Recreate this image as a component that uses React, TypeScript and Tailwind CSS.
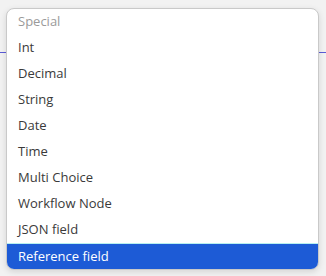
import React from "react";

const items = [
  "Int",
  "Decimal",
  "String",
  "Date",
  "Time",
  "Multi Choice",
  "Workflow Node",
  "JSON field",
];

export default function App() {
  return (
    <div
      className="relative w-[326px] h-[276px] bg-[#f2f2f2] overflow-hidden"
      style={{ fontFamily: '"Open Sans", "Noto Sans", sans-serif' }}
    >
      <div className="pt-[52px]">
        <div className="h-[1px] bg-[#5b5bd6]" />
      </div>
      <div className="absolute left-[6px] top-[8px] w-[313px] bg-white border border-[#c9c9c9] rounded-[8px] shadow-[0_2px_6px_rgba(0,0,0,0.12)] overflow-hidden">
        <div className="h-[26px] flex items-center pl-[11px] text-[13px] text-[#9a9a9a]">
          Special
        </div>
        {items.map((t) => (
          <div
            key={t}
            className="h-[26px] flex items-center pl-[11px] text-[13px] text-[#3a3a3a]"
          >
            {t}
          </div>
        ))}
        <div className="h-[26px] flex items-center pl-[11px] text-[13px] text-white bg-[#1d5bd6] border-t border-[#b6f0f0]">
          Reference field
        </div>
      </div>
    </div>
  );
}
----
Work to be completed: Going over the lines above, work out how many include "React", then give only that number.

Complete response: 2